Low grade Students also part of Free SHS – Deputy Edu. Minister
Low grade Students also part of Free SHS – Deputy Edu. Minister.
Deputy Education Minister, Dr Yaw Osei Adutwum has dispelled rumours suggesting that students entering senior high schools with low grades will pay fees.
He said the rumour which is causing some panic among parents and students, especially in Northern Ghana, is not true and that the free SHS policy is all-encompassing.
“There is no fee paying component based on academic performance. Nobody is paying fees,” he stressed.
The Akufo-Addo-led free SHS policy takes off today in all senior high schools across the country.
The policy was announced some eight years ago by the New Patriotic Party, then led by candidate Nana Addo Dankwa Akufo-Addo.

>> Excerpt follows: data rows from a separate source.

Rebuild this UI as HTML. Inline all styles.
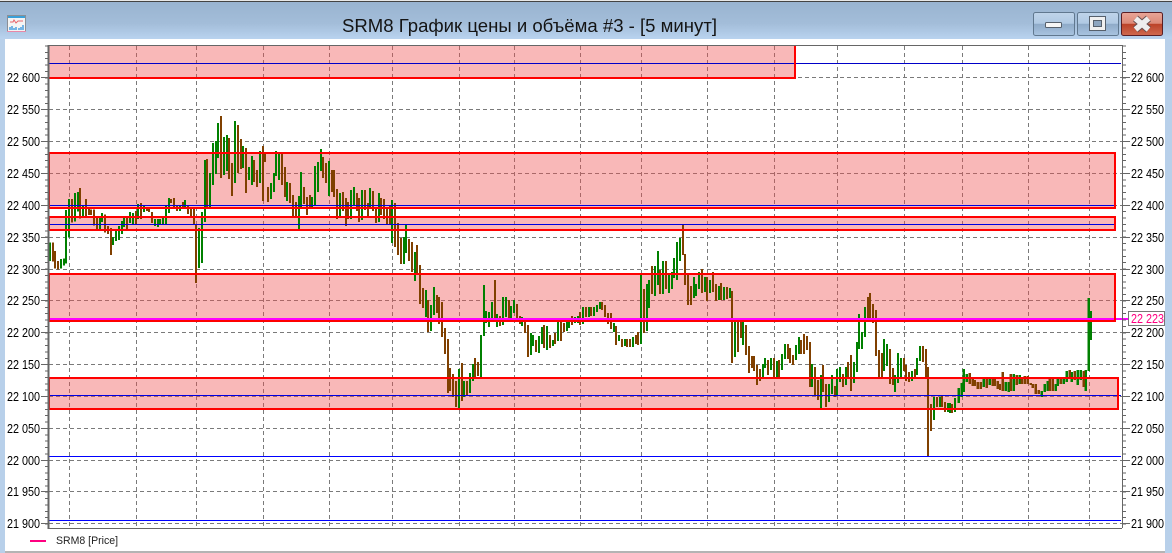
<!DOCTYPE html>
<html><head><meta charset="utf-8"><style>
html,body{margin:0;padding:0;width:1172px;height:553px;overflow:hidden;background:#b8d0ea}
svg{position:absolute;left:0;top:0;display:block}
text{font-family:"Liberation Sans",sans-serif}
</style></head><body>
<svg width="1172" height="553" viewBox="0 0 1172 553" xmlns="http://www.w3.org/2000/svg">
<defs>
<linearGradient id="tb" x1="0" y1="0" x2="0" y2="1"><stop offset="0" stop-color="#98b3d0"/><stop offset=".6" stop-color="#a3bdd9"/><stop offset="1" stop-color="#b9d3ef"/></linearGradient>
<linearGradient id="bb" x1="0" y1="0" x2="0" y2="1"><stop offset="0" stop-color="#bfd4ea"/><stop offset=".48" stop-color="#b0c9e3"/><stop offset=".5" stop-color="#8eaac8"/><stop offset="1" stop-color="#a9c4e0"/></linearGradient>
<linearGradient id="cb" x1="0" y1="0" x2="0" y2="1"><stop offset="0" stop-color="#e9a597"/><stop offset=".48" stop-color="#dc8a78"/><stop offset=".5" stop-color="#bb4228"/><stop offset="1" stop-color="#cf6a50"/></linearGradient>
</defs>
<rect width="1172" height="553" fill="#b8d0ea"/>
<rect width="1172" height="39" fill="url(#tb)"/>
<rect y="0" width="1172" height="1" fill="#e8e8e8"/>
<rect y="1" width="1172" height="1" fill="#444"/>
<rect x="5" y="39" width="1160" height="512" fill="#fff"/>
<rect x="5" y="551" width="1160" height="2" fill="#b4b4b4"/>

<!-- window icon -->
<rect x="7.5" y="15.5" width="18" height="16" fill="#f4f4f4" stroke="#8a8f96"/>
<rect x="8" y="16" width="17" height="2" fill="#3ba0d8"/>
<path d="M10 22h3l1-2 2 3 2-2h5" fill="none" stroke="#e8636a" stroke-width="1"/>
<path d="M10 30v-3M12 30v-4M14 30v-2M16 30v-3M19 30v-2M21 30v-3M23 30v-5" stroke="#4a9fe0" stroke-width="1.5" fill="none"/>
<rect x="7" y="31" width="19" height="1" fill="#e888a8"/>

<!-- title -->
<text x="342" y="32" font-size="18" fill="#141414" textLength="375" lengthAdjust="spacingAndGlyphs">SRM8 График цены и объёма #3 - [5 минут]</text>

<!-- buttons -->
<rect x="1033.5" y="12.5" width="41" height="23" rx="2" fill="url(#bb)" stroke="#60788f"/>
<rect x="1045.5" y="22.5" width="16" height="5" rx="1" fill="#f6f6f6" stroke="#56606c"/>
<rect x="1077.5" y="12.5" width="41" height="23" rx="2" fill="url(#bb)" stroke="#60788f"/>
<rect x="1089.5" y="16.5" width="16" height="14" fill="#f0f0f0" stroke="#56606c"/>
<rect x="1093.5" y="20.5" width="8" height="6" fill="#8ea6c0" stroke="#56606c"/>
<rect x="1121.5" y="12.5" width="41" height="23" rx="2" fill="url(#cb)" stroke="#5a1f25"/>
<path d="M1135.5 18.5l13 11M1148.5 18.5l-13 11" fill="none" stroke="#6a5050" stroke-width="7.5"/>
<path d="M1135.5 18.5l13 11M1148.5 18.5l-13 11" fill="none" stroke="#eeeeee" stroke-width="5.5"/>

<!-- grid -->
<g fill="none" stroke="#7a7a7a" stroke-width="1" stroke-dasharray="4 3" shape-rendering="crispEdges">
<path d="M49 77.5H1122M49 109.5H1122M49 141.5H1122M49 173.5H1122M49 205.5H1122M49 237.5H1122M49 269.5H1122M49 300.5H1122M49 332.5H1122M49 364.5H1122M49 396.5H1122M49 428.5H1122M49 460.5H1122M49 491.5H1122M49 523.5H1122"/>
<path d="M69.5 46V528M136.5 46V528M196.5 46V528M263.5 46V528M329.5 46V528M392.5 46V528M459.5 46V528M514.5 46V528M580.5 46V528M641.5 46V528M707.5 46V528M774.5 46V528M837.5 46V528M904.5 46V528M962.5 46V528M1028.5 46V528M1089.5 46V528"/>
</g>

<!-- zones fill -->
<g fill="#f04e4e" fill-opacity=".4" shape-rendering="crispEdges">
<rect x="49" y="46" width="746" height="32"/>
<rect x="49" y="153" width="1066" height="55"/>
<rect x="49" y="217" width="1066" height="13"/>
<rect x="49" y="274" width="1066" height="47"/>
<rect x="49" y="378" width="1069" height="31"/>
</g>

<!-- bars -->
<g fill="none" stroke-width="7" shape-rendering="crispEdges">
<g transform="translate(40 110) scale(.33333)">
<path stroke="#008000" d="M30 397V453M63 447V476M72 445V467M78 300V461M87 267V383M105 249V335M114 246V305M129 288V320M180 321V357M186 309V336M219 381V405M228 363V393M237 348V390M246 333V372M252 324V351M270 306V339M279 309V342M294 282V327M312 288V306M345 327V348M354 327V351M360 327V345M369 324V342M378 288V342M387 264V309M420 288V303M435 270V294M477 354V474M486 306V459M495 150V336M510 189V294M519 99V225M528 93V192M534 39V144M552 81V195M561 75V183"/>
<path stroke="#804000" d="M39 397V455M45 423V475M54 453V479M96 267V338M120 234V326M138 267V320M147 292V315M153 298V315M162 298V347M171 321V357M195 313V368M204 348V372M213 354V435M261 324V357M288 303V342M303 279V327M321 294V303M327 291V306M336 306V339M393 267V279M402 264V294M411 288V303M429 276V294M444 288V312M453 291V318M462 297V345M468 345V519M501 147V296M543 18V204M567 84V207"/>
</g>
<g transform="translate(230 110) scale(.33333)">
<path stroke="#008000" d="M15 33V219M39 108V174M57 171V210M66 138V225M90 123V219M123 219V267M132 189V246M138 123V198M147 132V210M171 216V273M207 258V357M213 186V294M246 261V294M255 168V285M264 156V246M273 117V183M297 153V258M330 249V318M363 240V327M372 231V285M396 240V330M420 234V297M447 249V336M486 270V399M522 381V462M528 345V429M555 426V513"/>
<path stroke="#804000" d="M6 159V258M24 45V189M33 87V177M48 114V249M72 150V216M81 180V231M99 108V273M105 129V156M114 231V276M156 129V225M165 171V261M180 219V279M189 255V318M198 276V318M222 231V282M231 261V315M240 255V294M279 141V204M288 159V219M306 180V246M312 180V261M321 237V327M339 246V303M348 264V348M354 276V327M381 249V303M387 264V336M405 240V300M414 279V318M429 243V303M438 291V339M453 264V315M462 267V327M471 291V342M480 288V342M495 279V411M504 339V435M513 384V462M537 387V453M546 396V486M561 405V492M570 465V540"/>
</g>
<g transform="translate(390 220) scale(.33333)">
<path stroke="#008000" d="M108 210V291M123 255V333M132 201V285M207 447V564M222 483V531M240 459V519M249 432V483M273 345V471M282 195V348M288 273V309M297 276V321M306 246V303M321 282V321M339 231V315M348 231V291M363 258V294M372 240V279M396 291V318M423 339V405M429 345V378M447 348V399M456 321V372M471 318V390M489 360V378M504 306V363M531 294V333M537 303V324M555 291V309M564 288V309"/>
<path stroke="#804000" d="M90 135V252M99 204V264M114 240V336M141 225V279M147 231V312M156 246V351M165 324V402M174 357V519M180 444V513M189 462V531M198 483V561M216 429V543M231 483V525M255 414V471M264 426V468M315 180V300M330 288V318M357 240V297M381 252V300M390 288V312M405 297V339M414 315V411M438 360V396M462 315V384M480 345V384M495 339V372M513 303V363M522 309V336M546 288V315"/>
</g>
<g transform="translate(580 220) scale(.33333)">
<path stroke="#008000" d="M9 261V312M27 261V291M42 261V288M51 255V276M60 246V267M102 309V336M117 345V363M135 357V378M159 351V381M183 165V372M201 192V333M207 180V264M225 138V228M234 93V195M249 123V222M267 162V219M276 156V207M282 114V174M291 66V180M300 54V123M342 171V234M348 192V228M357 156V207M375 171V216M390 180V219M417 198V240M432 201V240M450 204V234M465 306V411M489 306V375M549 432V471M555 414V444M573 414V450M591 423V471"/>
<path stroke="#804000" d="M0 276V315M18 261V291M33 261V288M66 246V270M75 255V291M84 279V312M93 279V327M108 318V375M126 357V381M141 357V381M150 357V381M168 345V372M174 336V375M192 207V339M216 138V222M240 150V222M258 123V207M309 15V105M315 102V195M324 165V255M333 198V255M366 147V219M381 171V243M399 156V216M408 192V243M423 189V240M441 201V237M456 213V429M474 294V396M483 297V354M498 315V405M507 378V459M516 408V444M522 408V453M531 435V495M540 447V483M564 420V465M582 414V471M597 420V471"/>
</g>
<g transform="translate(750 280) scale(.33333)">
<path stroke="#008000" d="M96 222V270M105 192V237M138 195V240M147 171V222M186 252V321M213 285V384M237 312V366M246 285V342M261 267V348M270 261V306M288 261V315M312 246V309M321 186V276M327 102V207M336 156V207M345 81V171M402 177V273M411 192V258M435 285V336M444 219V309M453 234V291M486 273V303M501 234V285M510 198V243M552 351V420M570 351V381M594 369V396"/>
<path stroke="#804000" d="M114 192V237M120 204V249M129 225V255M153 180V222M162 162V222M171 168V210M180 186V321M195 261V345M204 300V360M219 255V336M228 312V381M255 318V351M279 282V321M294 246V291M303 225V333M354 51V117M360 39V117M369 72V129M378 90V228M387 210V291M396 219V291M420 207V312M429 264V315M462 234V273M468 255V303M477 276V306M495 267V291M519 198V246M528 207V291M534 261V528M543 372V453M561 351V381M576 348V381M585 366V396"/>
</g>
<g transform="translate(920 280) scale(.33333)">
<path stroke="#008000" d="M90 369V399M105 354V396M116 324V369M125 309V351M131 267V336M140 282V306M191 297V321M209 294V315M257 306V333M266 306V336M281 282V333M299 285V312M365 333V351M374 312V336M383 303V333M407 312V333M413 297V318M431 297V312M440 273V306M455 276V306M473 270V315M482 270V300M497 270V333M506 54V273M512 93V180"/>
<path stroke="#804000" d="M96 372V399M149 279V312M158 297V318M164 300V318M173 306V327M182 306V327M200 294V324M218 297V318M224 297V318M233 303V327M240 312V330M248 276V333M272 282V333M290 285V315M305 291V312M314 288V312M323 288V312M332 309V315M338 312V324M347 312V342M356 330V342M389 297V333M398 297V333M422 297V312M449 270V291M464 273V300M491 273V321"/>
</g>
</g>

<!-- lines -->
<g shape-rendering="crispEdges" fill="none">
<path stroke="#0000c8" d="M49 63.5H1121"/>
<path stroke="#0000e0" d="M49 205.5H1115M49 224.5H1115M49 395.5H1121"/>
<path stroke="#0000ff" d="M49 456.5H1121M49 520.5H1121"/>
<path stroke="#ff00ff" stroke-width="2" d="M49 319H1128"/>
<g stroke="#ff0000" stroke-width="2">
<path d="M49 78H795V45"/>
<rect x="49" y="153" width="1066" height="55"/>
<rect x="49" y="217" width="1066" height="13"/>
<rect x="49" y="274" width="1066" height="47"/>
<rect x="49" y="378" width="1069" height="31"/>
</g>
</g>

<!-- frame and ticks -->
<g shape-rendering="crispEdges" fill="none" stroke="#666">
<path stroke-width="2" d="M48.5 45V529"/>
<path d="M48 45.5H1122.5V528M48 528.5H1122"/>
<path stroke-width="3" stroke-dasharray="1 5.375" stroke-dashoffset="5.95" d="M46.5 45V528"/>
<path stroke-width="3" stroke-dasharray="1 5.375" stroke-dashoffset="5.95" d="M1124.5 45V528"/>
<path d="M41 77.5H48M41 109.5H48M41 141.5H48M41 173.5H48M41 205.5H48M41 237.5H48M41 269.5H48M41 300.5H48M41 332.5H48M41 364.5H48M41 396.5H48M41 428.5H48M41 460.5H48M41 491.5H48M41 523.5H48"/>
<path d="M1122 77.5H1130M1122 109.5H1130M1122 141.5H1130M1122 173.5H1130M1122 205.5H1130M1122 237.5H1130M1122 269.5H1130M1122 300.5H1130M1122 332.5H1130M1122 364.5H1130M1122 396.5H1130M1122 428.5H1130M1122 460.5H1130M1122 491.5H1130M1122 523.5H1130"/>
</g>

<!-- axis labels -->
<g font-size="13" fill="#000">
<text x="7" y="82" textLength="33" lengthAdjust="spacingAndGlyphs">22 600</text>
<text x="7" y="114" textLength="33" lengthAdjust="spacingAndGlyphs">22 550</text>
<text x="7" y="146" textLength="33" lengthAdjust="spacingAndGlyphs">22 500</text>
<text x="7" y="178" textLength="33" lengthAdjust="spacingAndGlyphs">22 450</text>
<text x="7" y="210" textLength="33" lengthAdjust="spacingAndGlyphs">22 400</text>
<text x="7" y="242" textLength="33" lengthAdjust="spacingAndGlyphs">22 350</text>
<text x="7" y="274" textLength="33" lengthAdjust="spacingAndGlyphs">22 300</text>
<text x="7" y="305" textLength="33" lengthAdjust="spacingAndGlyphs">22 250</text>
<text x="7" y="337" textLength="33" lengthAdjust="spacingAndGlyphs">22 200</text>
<text x="7" y="369" textLength="33" lengthAdjust="spacingAndGlyphs">22 150</text>
<text x="7" y="401" textLength="33" lengthAdjust="spacingAndGlyphs">22 100</text>
<text x="7" y="433" textLength="33" lengthAdjust="spacingAndGlyphs">22 050</text>
<text x="7" y="465" textLength="33" lengthAdjust="spacingAndGlyphs">22 000</text>
<text x="7" y="496" textLength="33" lengthAdjust="spacingAndGlyphs">21 950</text>
<text x="7" y="528" textLength="33" lengthAdjust="spacingAndGlyphs">21 900</text>
<text x="1131" y="82" textLength="33" lengthAdjust="spacingAndGlyphs">22 600</text>
<text x="1131" y="114" textLength="33" lengthAdjust="spacingAndGlyphs">22 550</text>
<text x="1131" y="146" textLength="33" lengthAdjust="spacingAndGlyphs">22 500</text>
<text x="1131" y="178" textLength="33" lengthAdjust="spacingAndGlyphs">22 450</text>
<text x="1131" y="210" textLength="33" lengthAdjust="spacingAndGlyphs">22 400</text>
<text x="1131" y="242" textLength="33" lengthAdjust="spacingAndGlyphs">22 350</text>
<text x="1131" y="274" textLength="33" lengthAdjust="spacingAndGlyphs">22 300</text>
<text x="1131" y="305" textLength="33" lengthAdjust="spacingAndGlyphs">22 250</text>
<text x="1131" y="337" textLength="33" lengthAdjust="spacingAndGlyphs">22 200</text>
<text x="1131" y="369" textLength="33" lengthAdjust="spacingAndGlyphs">22 150</text>
<text x="1131" y="401" textLength="33" lengthAdjust="spacingAndGlyphs">22 100</text>
<text x="1131" y="433" textLength="33" lengthAdjust="spacingAndGlyphs">22 050</text>
<text x="1131" y="465" textLength="33" lengthAdjust="spacingAndGlyphs">22 000</text>
<text x="1131" y="496" textLength="33" lengthAdjust="spacingAndGlyphs">21 950</text>
<text x="1131" y="528" textLength="33" lengthAdjust="spacingAndGlyphs">21 900</text>
</g>

<!-- price label -->
<rect x="1128.5" y="311.5" width="36" height="14" fill="#fff" stroke="#777" shape-rendering="crispEdges"/>
<text x="1131" y="323" font-size="13" fill="#ff0080" textLength="33" lengthAdjust="spacingAndGlyphs">22 223</text>

<!-- legend -->
<rect x="30" y="540" width="16" height="2" fill="#ff0080"/>
<text x="56" y="544" font-size="11" fill="#222" textLength="62" lengthAdjust="spacingAndGlyphs">SRM8 [Price]</text>
</svg>
</body></html>
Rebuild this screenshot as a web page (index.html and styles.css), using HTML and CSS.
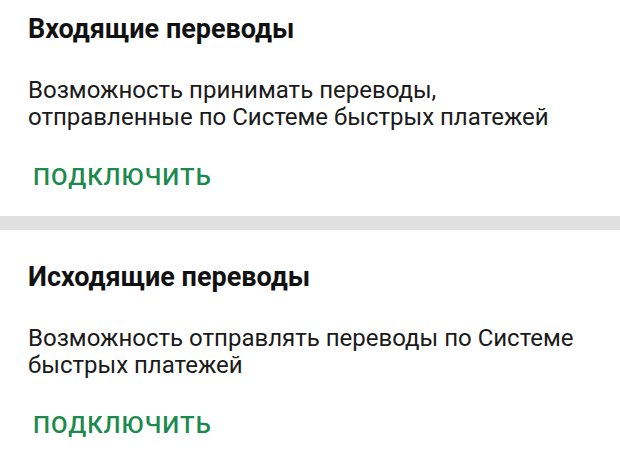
FILE: index.html
```html
<!DOCTYPE html>
<html lang="ru">

<head>
    <meta charset="UTF-8">
    <meta name="viewport" content="width=device-width, initial-scale=1.0">
    <title>Система быстрых платежей</title>
    <link rel="stylesheet" href="styles.css">
</head>

<body>

    <!-- Incoming transfers -->
    <section class="sbp-card sbp-card-first">
        <h2 class="sbp-title">Входящие переводы</h2>
        <p class="sbp-text">Возможность принимать переводы,<br>отправленные по Системе быстрых платежей</p>
        <button class="sbp-btn" type="button">Подключить</button>
    </section>

    <div class="divider"></div>

    <!-- Outgoing transfers -->
    <section class="sbp-card">
        <h2 class="sbp-title">Исходящие переводы</h2>
        <p class="sbp-text">Возможность отправлять переводы по Системе<br>быстрых платежей</p>
        <button class="sbp-btn" type="button">Подключить</button>
    </section>

</body>

</html>
```

FILE: styles.css
```css
/* Basic Reset */
* {
    margin: 0;
    padding: 0;
    box-sizing: border-box;
}

body {
    font-family: Roboto, "Noto Sans", Arial, sans-serif;
    background-color: #fff;
    color: #1a1a1a;
}

/* Cards */
.sbp-card {
    padding: 31px 28px 23px;
}

.sbp-card-first {
    padding-top: 13px;
}

.sbp-title {
    font-size: 27px;
    line-height: 32px;
    font-weight: 700;
    color: #111;
}

.sbp-text {
    margin-top: 32px;
    font-size: 24px;
    line-height: 27px;
    color: #1a1a1a;
}

.sbp-btn {
    display: block;
    margin-top: 30px;
    margin-left: 5px;
    background: none;
    border: none;
    font-family: inherit;
    font-size: 24px;
    line-height: 32px;
    font-weight: 500;
    letter-spacing: 1px;
    text-transform: uppercase;
    color: #1b8a4c;
    cursor: pointer;
}

.divider {
    height: 14px;
    background-color: #e0e0e0;
}
```
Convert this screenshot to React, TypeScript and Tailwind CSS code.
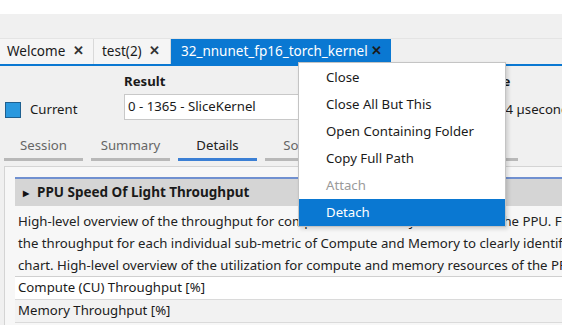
import React from 'react';

const menuItems = [
  { label: 'Close' },
  { label: 'Close All But This' },
  { label: 'Open Containing Folder' },
  { label: 'Copy Full Path' },
  { label: 'Attach', disabled: true },
  { label: 'Detach', active: true },
];

const subTabs = ['Session', 'Summary', 'Details', 'Source', 'Comments', 'Raw'];

export default function App() {
  return (
    <div
      className="relative w-[562px] h-[325px] overflow-hidden bg-[#f0f0f0] text-[13.2px] text-[#1a1a1a]"
      style={{ fontFamily: '"Noto Sans", "Open Sans", sans-serif' }}
    >
      {/* window top */}
      <div className="h-[14px] bg-white" />
      <div className="h-[24px] bg-[#f0f0f0]" />

      {/* document tabs */}
      <div className="flex h-[26px] border-t border-[#e4e4e4] text-[13.5px]">
        <div className="flex items-center justify-between w-[94px] pl-[7px] pr-[9px] border-r border-[#d9d9d9] bg-[#f5f5f5] whitespace-nowrap">
          <span>Welcome</span>
          <span className="text-[12.5px] font-bold text-[#333]">✕</span>
        </div>
        <div className="flex items-center justify-between w-[77px] pl-[8px] pr-[10px] border-r border-[#d9d9d9] bg-[#f5f5f5] whitespace-nowrap">
          <span>test(2)</span>
          <span className="text-[12.5px] font-bold text-[#333]">✕</span>
        </div>
        <div className="flex items-center justify-between w-[220px] pl-[10px] pr-[9px] bg-[#0a78d2] text-white whitespace-nowrap">
          <span>32_nnunet_fp16_torch_kernel</span>
          <span className="text-[12.5px] font-bold text-[#1a1a1a]">✕</span>
        </div>
      </div>
      <div className="h-[2px] bg-[#0a78d2]" />

      {/* result row */}
      <div className="relative h-[68px]">
        <div className="absolute left-[124px] top-[6px] font-bold">Result</div>
        <div className="absolute left-[5px] top-[34px] flex items-center gap-[9px]">
          <div className="w-[16px] h-[16px] bg-[#2a98de] border border-[#1e5f8f]" />
          <span>Current</span>
        </div>
        <div className="absolute left-[124px] top-[28px] w-[360px] h-[26px] bg-white border border-[#c8c8c8] pl-[3px] flex items-center">
          0 - 1365 - SliceKernel
        </div>
        <div className="absolute left-[478px] top-[6px] font-bold">Time</div>
        <div className="absolute left-[487px] top-[34px] whitespace-nowrap">1.54 µseconds</div>
      </div>

      {/* sub tabs */}
      <div className="flex gap-[8px] pl-[4px] h-[27px]">
        {subTabs.map((t) => (
          <div
            key={t}
            className={`w-[79px] shrink-0 flex items-start justify-center pt-[2px] border-b-[3px] ${
              t === 'Details' ? 'border-[#3b7fd4] text-[#222]' : 'border-[#b8b8b8] text-[#666]'
            }`}
          >
            {t}
          </div>
        ))}
      </div>

      {/* details panel */}
      <div className="ml-[4px] mt-[5px] border-l border-t border-[#d4d4d4] bg-[#f7f7f7] pl-[10px] pt-[10px] h-[200px]">
        <div className="h-[29px] border-t-2 border-[#7090d0] bg-[#d5d5d5] flex items-center pl-[8px] gap-[8px] font-bold whitespace-nowrap text-[13.5px]">
          <span className="text-[8px] text-[#111]">▶</span>
          <span>PPU Speed Of Light Throughput</span>
        </div>
        <div className="pl-[3px] pt-[4px] leading-[22px] whitespace-nowrap overflow-hidden text-[#222]">
          <div>High-level overview of the throughput for compute and memory resources of the PPU. For each unit,</div>
          <div>the throughput for each individual sub-metric of Compute and Memory to clearly identify the highest</div>
          <div>chart. High-level overview of the utilization for compute and memory resources of the PPU presented</div>
        </div>
        <div className="border-t border-[#d0d0d0]">
          <div className="h-[23px] bg-white border-b border-[#dadada] pl-[3px] flex items-center">Compute (CU) Throughput [%]</div>
          <div className="h-[23px] bg-[#f2f2f2] border-b border-[#dadada] pl-[3px] flex items-center">Memory Throughput [%]</div>
        </div>
      </div>

      {/* context menu */}
      <div className="absolute left-[298px] top-[62px] w-[208px] bg-white border border-[#c4c4c4] shadow-[2px_2px_4px_rgba(0,0,0,0.15)] pt-[1px]">
        {menuItems.map((m) => (
          <div
            key={m.label}
            className={`h-[27px] flex items-center pl-[27px] whitespace-nowrap ${
              m.active ? 'bg-[#0a78d2] text-white' : m.disabled ? 'text-[#9a9a9a]' : 'text-[#1a1a1a]'
            }`}
          >
            {m.label}
          </div>
        ))}
      </div>
    </div>
  );
}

About 400,000 students are expected to benefit from the education policy that will exempt them from paying for tuition and other fees.
At the launch of the logo for the policy two weeks ago, the President said apart from free tuition there will be no fees collected for use of the library, computers and utilities.
There will be a free hot meal for day students as well.
However, even before the policy makes any strides, some parents in Upper West are worried that they will be made to pay fees due to low grades of their wards.
Joy News correspondent Rafiq Salam reports that these are also troubled by the removal of the Northern grant.
But Dr Adutwum says there is no such thing, adding that the free SHS policy is not for a selected few but all students.
“That is just propaganda; it is not true. They [students] should just go and check on the portal and find the schools in which they were placed and once you are placed, you are not going to pay anything.”
He advised parents whose wards have not been placed yet to go onto the placement portal and go through the self-placement process and find a school.
“We are not cutting off any student from any part of the country,” he said, adding “if anything, the free SHS is giving more benefits than the Northern grant and we are doing more.”